On and off I considered looking into the system myself, but with no real starting point, I didn't want to dedicate too much time to something that could prove to be fruitless and that initially I wasn't completely committed to yet. Luckily, I eventually struck gold by finding one single
thread on this very forum by someone else that also happened to have a 2016 6 with the BOSE upgrade who shared some details about how he added a sub to his car while utilizing the "original signal" from the head unit. Annoyingly, he was pretty vague with his descriptions, but there was just enough substance to give me a starting point for my own investigation.
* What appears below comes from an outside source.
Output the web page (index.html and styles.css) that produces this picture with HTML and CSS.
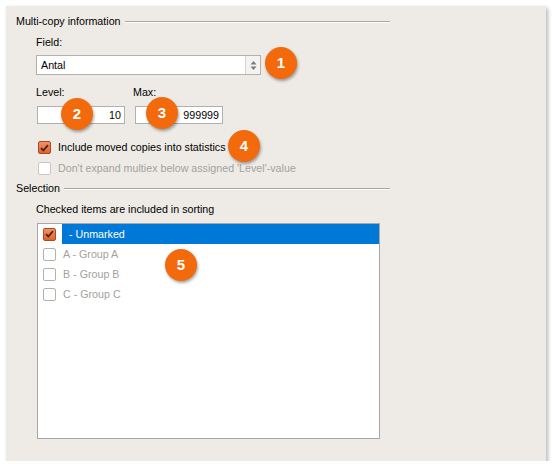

I know some people have tapped into the rear speakers that are supposedly full-range (though possibly not quite) and used a hi-low level converter to add an aftermarket amp, but I too would prefer to use the original signal if it truly is as accessible as others have made it sound. So without further ado, the following is a recount of what I ended up doing and what I ended up figuring out.
This post has a companion video on YouTube. The video is more focused on the process and explanations of my investigation, while this post is more focused on the results and details.
If you only want to see part of the video there are time stamps in the description if you head over to the actual YouTube site. The video is fairly long at about 35 minutes, but was made so that you don't have to just take my word on how the system is setup and can get a better sense of the process required to determine my findings if you need/want to.
Other than the singular post I mentioned, my only reference point was the 2014 Mazda 6 Workshop manual that you can find pretty easily with Google. I won't be posting a link to it, but will be using various images from select sections of the Electrical Diagrams segment. As far as I know, there doesn't exist a newer workshop manual past the 2014 version (at least not that is publicly available), which initially was a large part of my troubles. You can find places to buy the manual that list it as 2014-2016 or 2014-2017, etc, but it's just the 2014 version and has no updates whatsoever. For a large portion of the car this is a non-issue as most of it has remained the same over the years, but there have been some significant changes from 2014 till now that obviously are not covered in this dated document and therefore are a major frustration point. The headlights received extra chrome trim in the 2017 model, the 2018 model had an entire front and rear face lift, and most importantly for this topic, the head unit changed starting with the 2016 model. Because of this, there are portions of the electrical diagrams in this workshop manual that are no longer correct; however, after having inspected my 2016 myself, I can safely say that enough of it still applies (primarily in terms of the connections going to and from the BOSE amp) that every connection you need to hook an aftermarket amp into the BOSE systems "original signal" is still accurately portrayed for the 2016 (and most likely the 2017/2018) model(s).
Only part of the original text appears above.